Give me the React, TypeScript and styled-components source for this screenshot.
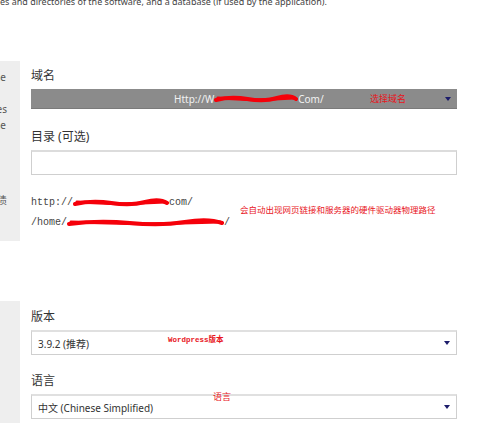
import styled, { createGlobalStyle } from 'styled-components'

const GlobalStyle = createGlobalStyle`
  body {
    margin: 0;
    background: #fff;
    font-family: "Noto Sans", "Noto Sans CJK SC", sans-serif;
    color: #333;
    overflow: hidden;
  }
`

const Page = styled.div`
  width: 500px;
  height: 423px;
  overflow: hidden;
`

const Intro = styled.p`
  margin: -5px 0 0;
  font-size: 9px;
  line-height: 14px;
  color: #444;
  white-space: nowrap;
`

const Section = styled.div<{ $top: number; $height?: number }>`
  display: flex;
  margin-top: ${({ $top }) => $top}px;
  height: ${({ $height }) => ($height ? `${$height}px` : 'auto')};
`

const Side = styled.div`
  width: 20px;
  flex: none;
  background: #eeeeee;
  padding-top: 8px;
  display: flex;
  flex-direction: column;
  font-size: 10px;
  color: #555;
  line-height: 16px;
`

const SideLine = styled.div<{ $pad: number; $gap?: number }>`
  display: flex;
  justify-content: flex-end;
  overflow: hidden;
  white-space: nowrap;
  height: 16px;
  padding-right: ${({ $pad }) => $pad}px;
  margin-top: ${({ $gap }) => $gap || 0}px;
`

const Main = styled.div<{ $top: number }>`
  width: 426px;
  margin-left: 11px;
  padding-top: ${({ $top }) => $top}px;
`

const Label = styled.div<{ $gap?: number }>`
  font-size: 12px;
  line-height: 18px;
  color: #333;
  margin-top: ${({ $gap }) => $gap || 0}px;
  margin-bottom: 4px;
`

const DomainSelect = styled.div`
  position: relative;
  height: 20px;
  box-sizing: border-box;
  background: #8b8b8b;
  border-bottom: 1px solid #7a7a7a;
  display: flex;
  align-items: center;
  padding: 0 5px 0 143px;
  font-size: 10px;
  color: #f2f2f2;
`

const Select = styled.div`
  position: relative;
  height: 25px;
  box-sizing: border-box;
  background: #fff;
  border: 1px solid #cfcfcf;
  border-top: 2px solid #e0e0e0;
  display: flex;
  align-items: center;
  padding: 0 5px 0 6px;
  font-size: 10px;
  color: #333;
`

const Value = styled.span`
  flex: 1;
  white-space: nowrap;
  display: flex;
  align-items: center;
`

const Input = styled.div`
  height: 25px;
  box-sizing: border-box;
  border: 1px solid #cfcfcf;
  border-top: 2px solid #dcdcdc;
  background: #fff;
`

const Arrow = styled.span<{ $gap?: number }>`
  width: 0;
  height: 0;
  border-left: 3px solid transparent;
  border-right: 3px solid transparent;
  border-top: 4px solid #1c1c6b;
  margin-right: 1px;
  margin-left: ${({ $gap }) => $gap || 0}px;
`

const Note = styled.span<{ $size?: number; $mono?: boolean }>`
  color: #e8141c;
  font-size: ${({ $size }) => $size || 9}px;
  font-family: ${({ $mono }) =>
    $mono
      ? '"Liberation Mono", "Noto Sans CJK SC", monospace'
      : '"Noto Sans CJK SC", sans-serif'};
  font-weight: ${({ $mono }) => ($mono ? 700 : 400)};
  white-space: nowrap;
`

const FloatNote = styled(Note)<{ $x: number; $y: number }>`
  position: absolute;
  left: ${({ $x }) => $x}px;
  top: ${({ $y }) => $y}px;
  line-height: 12px;
`

const Paths = styled.div`
  display: flex;
  align-items: center;
  margin-top: 18px;
`

const PathList = styled.div`
  display: flex;
  flex-direction: column;
  font-family: "Liberation Mono", monospace;
  font-size: 10px;
  color: #444;
  line-height: 20px;
`

const PathLine = styled.div`
  display: flex;
  align-items: center;
  white-space: nowrap;
`

const PathNote = styled(Note)`
  margin-left: 10px;
  margin-top: -8px;
`

const ScribbleSvg = styled.svg`
  display: block;
  flex: none;
`

const Scribble = ({ w }: { w: number }) => (
  <ScribbleSvg width={w} height={10} viewBox={`0 0 ${w} 10`}>
    <path
      d={`M2 6 Q ${w * 0.2} 2 ${w * 0.4} 5 T ${w * 0.75} 4 T ${w - 2} 5`}
      stroke="#f5000a"
      strokeWidth="4"
      fill="none"
      strokeLinecap="round"
    />
    <path
      d={`M4 4 L ${w * 0.5} 6 L ${w - 4} 4`}
      stroke="#f5000a"
      strokeWidth="3"
      fill="none"
      strokeLinecap="round"
    />
  </ScribbleSvg>
)

const App = () => {
  return (
    <Page>
      <GlobalStyle />
      <Intro>es and directories of the software, and a database (if used by the application).</Intro>

      <Section $top={52} $height={180}>
        <Side>
          <SideLine $pad={14}>the</SideLine>
          <SideLine $pad={13} $gap={16}>files</SideLine>
          <SideLine $pad={14}>the</SideLine>
          <SideLine $pad={13} $gap={59}>债</SideLine>
        </Side>
        <Main $top={6}>
          <Label>域名</Label>
          <DomainSelect>
            <Value>
              Http://W
              <Scribble w={84} />
              Com/
            </Value>
            <Note>选择域名</Note>
            <Arrow $gap={39} />
          </DomainSelect>

          <Label $gap={19}>目录 (可选)</Label>
          <Input />

          <Paths>
            <PathList>
              <PathLine>
                http://
                <Scribble w={96} />
                com/
              </PathLine>
              <PathLine>
                /home/
                <Scribble w={157} />/
              </PathLine>
            </PathList>
            <PathNote $size={8.5}>会自动出现网页链接和服务器的硬件驱动器物理路径</PathNote>
          </Paths>
        </Main>
      </Section>

      <Section $top={60}>
        <Side style={{ height: 140 }} />
        <Main $top={7}>
          <Label>版本</Label>
          <Select>
            <Value>3.9.2 (推荐)</Value>
            <FloatNote $mono $size={7.5} $x={136} $y={2}>
              Wordpress版本
            </FloatNote>
            <Arrow />
          </Select>

          <Label $gap={17}>语言</Label>
          <Select>
            <Value>中文 (Chinese Simplified)</Value>
            <FloatNote $size={9} $x={181} $y={-5}>
              语言
            </FloatNote>
            <Arrow />
          </Select>
        </Main>
      </Section>
    </Page>
  )
}

export default App
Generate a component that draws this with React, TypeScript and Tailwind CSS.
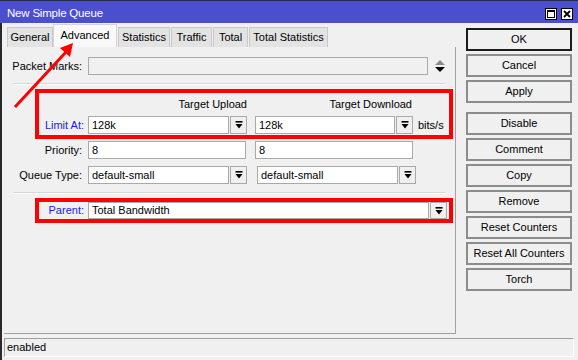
import React from "react";

const DropIcon = () => (
  <svg width="8" height="8" viewBox="0 0 8 8">
    <rect x="0.5" y="0" width="7" height="1.6" fill="#000" />
    <polygon points="0.5,3 7.5,3 4,7.5" fill="#000" />
  </svg>
);

const DropBtn = ({ className = "" }: { className?: string }) => (
  <div className={`h-full w-[17px] border border-[#a9a9a9] bg-[#f0f0f0] flex items-center justify-center ${className}`}>
    <DropIcon />
  </div>
);

const Field = ({ value, className = "", disabled = false }: { value?: string; className?: string; disabled?: boolean }) => (
  <div
    className={`h-full border border-[#a9a9a9] flex items-center pl-[3px] leading-none ${disabled ? "bg-[#f0f0f0]" : "bg-white"} ${className}`}
  >
    {value}
  </div>
);

const Btn = ({ label, ok = false, className = "" }: { label: string; ok?: boolean; className?: string }) => (
  <div
    className={`h-[23px] w-[106px] flex items-center justify-center bg-[#f0f0f0] border-2 ${ok ? "border-[#1a1a1a]" : "border-[#8c8c8c]"} ${className}`}
  >
    {label}
  </div>
);

export default function App() {
  return (
    <div
      className="relative w-[578px] h-[360px] overflow-hidden bg-[#f0f0f0] text-[11px] text-black flex flex-col"
      style={{ fontFamily: '"Liberation Sans", Arial, sans-serif' }}
    >
      {/* Title bar */}
      <div className="h-[23px] shrink-0 bg-[#4b4fce] border-t border-[#2a2a55] flex items-start">
        <div className="pl-[7px] pt-[7px] text-white text-[11.5px] leading-none tracking-[-0.2px]">New Simple Queue</div>
        <div className="ml-auto mr-[5px] mt-[7px] flex gap-[4px]">
          <div className="w-[12px] h-[12px] bg-white border border-black flex items-center justify-center">
            <div className="w-[8px] h-[8px] border border-black border-t-2" />
          </div>
          <div className="w-[12px] h-[12px] bg-white border border-black flex items-center justify-center">
            <svg width="8" height="8" viewBox="0 0 8 8">
              <path d="M1 1 L7 7 M7 1 L1 7" stroke="#000" strokeWidth="1.8" />
            </svg>
          </div>
        </div>
      </div>

      {/* Body */}
      <div className="flex-1 flex flex-col border-l-2 border-[#2a2a2a]">
        <div className="flex">
          {/* Left: tabs + panel */}
          <div className="ml-[2px] w-[452px] flex flex-col">
            <div className="h-[24px] flex items-end">
              <div className="ml-[3px] w-[46px] h-[20px] bg-[#e3e3e3] border border-[#c8c8c8] border-b-0 flex items-center justify-center">General</div>
              <div className="w-[64px] h-[23px] bg-[#f9f9f9] border border-[#d4d4d4] border-b-0 flex items-center justify-center pb-[2px]">Advanced</div>
              <div className="ml-[1px] w-[52px] h-[20px] bg-[#e3e3e3] border border-[#c8c8c8] border-b-0 flex items-center justify-center">Statistics</div>
              <div className="ml-[1px] w-[41px] h-[20px] bg-[#e3e3e3] border border-[#c8c8c8] border-b-0 flex items-center justify-center">Traffic</div>
              <div className="ml-[1px] w-[35px] h-[20px] bg-[#e3e3e3] border border-[#c8c8c8] border-b-0 flex items-center justify-center">Total</div>
              <div className="ml-[1px] w-[79px] h-[20px] bg-[#e3e3e3] border border-[#c8c8c8] border-b-0 flex items-center justify-center">Total Statistics</div>
            </div>

            {/* Panel */}
            <div className="h-[287px] border-r border-b border-[#a0a0a0] flex flex-col">
              {/* Packet Marks */}
              <div className="mt-[10px] h-[18px] flex items-center">
                <div className="w-[80px] text-right pr-[2px]">Packet Marks:</div>
                <Field disabled className="ml-[4px] w-[340px]" />
                <svg className="ml-[7px]" width="10" height="14" viewBox="0 0 10 14">
                  <polygon points="0,6 10,6 5,1" fill="#8a8a8a" />
                  <polygon points="0,8 10,8 5,13" fill="#000" />
                </svg>
              </div>

              <div className="mt-[8px] ml-[9px] w-[432px] h-[2px] border-t border-[#d6d6d6] border-b border-b-white" />

              {/* Red box 1 */}
              <div className="mt-[4px] ml-[31px] w-[418px] h-[50px] border-4 border-[#ff0000] flex flex-col">
                <div className="h-[23px] flex items-center">
                  <div className="w-[49px]" />
                  <div className="w-[159px] text-right">Target Upload</div>
                  <div className="ml-[8px] w-[157px] text-right">Target Download</div>
                </div>
                <div className="h-[18px] flex items-center">
                  <div className="w-[45px] text-right text-[#1a1ae6]">Limit At:</div>
                  <Field value="128k" className="ml-[4px] w-[141px]" />
                  <DropBtn className="ml-[1px]" />
                  <Field value="128k" className="ml-[8px] w-[140px]" />
                  <DropBtn className="ml-[1px]" />
                  <div className="ml-[5px]">bits/s</div>
                </div>
              </div>

              {/* Priority */}
              <div className="mt-[2px] h-[18px] flex items-center">
                <div className="w-[80px] text-right pr-[2px]">Priority:</div>
                <Field value="8" className="ml-[4px] w-[158px]" />
                <Field value="8" className="ml-[9px] w-[158px]" />
              </div>

              {/* Queue Type */}
              <div className="mt-[7px] h-[18px] flex items-center">
                <div className="w-[80px] text-right pr-[2px]">Queue Type:</div>
                <Field value="default-small" className="ml-[4px] w-[141px]" />
                <DropBtn className="ml-[1px]" />
                <Field value="default-small" className="ml-[10px] w-[141px]" />
                <DropBtn className="ml-[1px]" />
              </div>

              <div className="mt-[8px] ml-[9px] w-[432px] h-[2px] border-t border-[#d6d6d6] border-b border-b-white" />

              {/* Red box 2 */}
              <div className="mt-[4px] ml-[31px] w-[418px] h-[25px] border-4 border-[#ff0000] flex items-center">
                <div className="w-[45px] text-right text-[#1a1ae6]">Parent:</div>
                <Field value="Total Bandwidth" className="ml-[4px] w-[341px]" />
                <DropBtn className="ml-[1px]" />
              </div>
            </div>
          </div>

          {/* Right buttons */}
          <div className="ml-[10px] mt-[5px] flex flex-col gap-[3px]">
            <Btn label="OK" ok />
            <Btn label="Cancel" />
            <Btn label="Apply" />
            <Btn label="Disable" className="mt-[6px]" />
            <Btn label="Comment" />
            <Btn label="Copy" />
            <Btn label="Remove" />
            <Btn label="Reset Counters" />
            <Btn label="Reset All Counters" />
            <Btn label="Torch" />
          </div>
        </div>

        {/* Status bar */}
        <div className="mt-[4px] ml-[2px] w-[570px] h-[19px] border border-[#a0a0a0] border-r-white border-b-white flex items-center pl-[2px]">
          enabled
        </div>
      </div>

      {/* Red annotation arrow */}
      <svg className="absolute left-0 top-0 pointer-events-none" width="578" height="360" viewBox="0 0 578 360">
        <line x1="15" y1="107" x2="66" y2="52" stroke="#ff0000" strokeWidth="3" />
        <polygon points="73,43 60,48 70,57" fill="#ff0000" />
      </svg>
    </div>
  );
}
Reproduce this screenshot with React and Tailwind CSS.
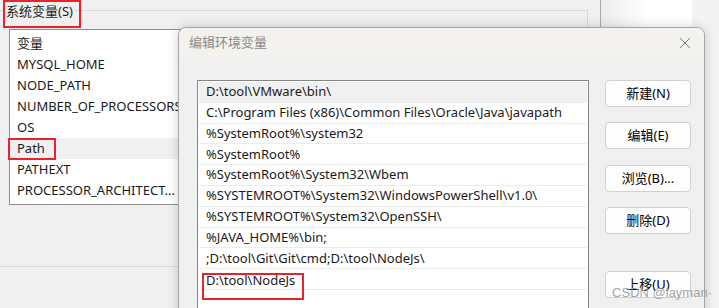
import React from 'react';

const font = { fontFamily: '"Noto Sans", "Noto Sans CJK SC", sans-serif' };

const sysVars = ['MYSQL_HOME', 'NODE_PATH', 'NUMBER_OF_PROCESSORS', 'OS', 'Path', 'PATHEXT', 'PROCESSOR_ARCHITECT...'];

const paths = [
    'D:\\tool\\VMware\\bin\\',
    'C:\\Program Files (x86)\\Common Files\\Oracle\\Java\\javapath',
    '%SystemRoot%\\system32',
    '%SystemRoot%',
    '%SystemRoot%\\System32\\Wbem',
    '%SYSTEMROOT%\\System32\\WindowsPowerShell\\v1.0\\',
    '%SYSTEMROOT%\\System32\\OpenSSH\\',
    '%JAVA_HOME%\\bin;',
    ';D:\\tool\\Git\\Git\\cmd;D:\\tool\\NodeJs\\',
    'D:\\tool\\NodeJs',
];

const Btn = ({ children, className = '' }) => (
    <div className={`w-[86px] h-[27px] flex items-center justify-center bg-[#fdfdfd] border border-[#d0d0d0] rounded-[4px] text-[13px] text-black ${className}`}>
        {children}
    </div>
);

export default function App() {
    return (
        <div className="relative w-[719px] h-[308px] overflow-hidden bg-[#f3f3f3] text-[13px] text-[#1a1a1a]" style={font}>
            <div className="flex h-full">
                {/* background window: 环境变量 */}
                <div className="w-[601px] h-full bg-[#f0f0f0] border-r border-[#a9a9a9]">
                    <div className="mt-[10px] w-[588px] h-[257px] border-t border-r border-b border-[#d9d9d9]">
                        <div className="-mt-[11px] ml-[3px] w-[78px] h-[28px] border-2 border-[#e8232b] flex items-start">
                            <span className="bg-[#f0f0f0] leading-[18px] pl-[1px] pr-[2px]">系统变量(S)</span>
                        </div>
                        <div className="mt-[1px] ml-[9px] w-[240px] h-[176px] bg-white border border-[#8f8f8f] pt-[3px]">
                            <div className="h-[21px] flex items-center pl-[7px]">变量</div>
                            {sysVars.map(v => (
                                <div key={v} className={`h-[21px] flex items-center ${v === 'Path' ? 'bg-[#f0f0f0]' : ''}`}>
                                    {v === 'Path' ? (
                                        <span className="-ml-[2px] w-[48px] h-[22px] border-2 border-[#e8232b] flex items-center pl-[7px]">Path</span>
                                    ) : (
                                        <span className="pl-[7px]">{v}</span>
                                    )}
                                </div>
                            ))}
                        </div>
                    </div>
                </div>
                <div className="w-[91px] h-full bg-gradient-to-r from-[#ececec] via-white to-white" />
                <div className="flex-1 h-full bg-[#f3f3f3]" />
            </div>

            {/* dialog: 编辑环境变量 */}
            <div className="absolute left-[178px] top-[27px] w-[527px] h-[300px] bg-[#f0f0f0] border border-[#a5a5a5] rounded-t-[8px] shadow-[0_0_12px_rgba(0,0,0,0.18)] overflow-hidden">
                <div className="h-[30px] bg-[#f3f2ef] flex items-center justify-between pl-[10px] pr-[10px]">
                    <span className="text-[#8a8a8a] text-[13px]">编辑环境变量</span>
                    <svg width="12" height="12" viewBox="0 0 12 12" className="mr-[3px]">
                        <path d="M1 1 L11 11 M11 1 L1 11" stroke="#7a7a7a" strokeWidth="1" fill="none" />
                    </svg>
                </div>
                <div className="flex pt-[22px] pl-[18px]">
                    <div className="w-[392px] h-[260px] bg-white border border-[#848484] p-[1px]">
                        {paths.map((p, i) => (
                            <div
                                key={p}
                                className={`h-[20.8px] flex border-b border-[#ececec] ${i === 0 ? 'bg-[#f0f0f0]' : ''} ${i === paths.length - 1 ? 'items-start' : 'items-center'}`}
                            >
                                {i === paths.length - 1 ? (
                                    <div className="ml-[3px] mt-[4px] w-[102px] h-[27px] shrink-0 border-2 border-[#e8232b] pl-[2px]">
                                        <div className="-mt-[3px] leading-[16px] whitespace-nowrap">{p}</div>
                                    </div>
                                ) : (
                                    <span className="pl-[7px] whitespace-nowrap">{p}</span>
                                )}
                            </div>
                        ))}
                    </div>
                    <div className="ml-[16px] flex flex-col">
                        <Btn>新建(N)</Btn>
                        <Btn className="mt-[15px]">编辑(E)</Btn>
                        <Btn className="mt-[16px]">浏览(B)...</Btn>
                        <Btn className="mt-[15px]">删除(D)</Btn>
                        <Btn className="mt-[37px]">上移(U)</Btn>
                    </div>
                </div>
            </div>

            <div className="absolute right-[7px] bottom-[7px] text-[13px] leading-[16px] text-[#9a9a9a]/90" style={{ fontFamily: '"Liberation Sans", Arial, sans-serif' }}>
                CSDN @layman·
            </div>
        </div>
    );
}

What needs to be done
Extract from the data every line where "components" shows up.

Expected answer
Give me the React, TypeScript and styled-components source for this screenshot.
import styled, { createGlobalStyle } from 'styled-components'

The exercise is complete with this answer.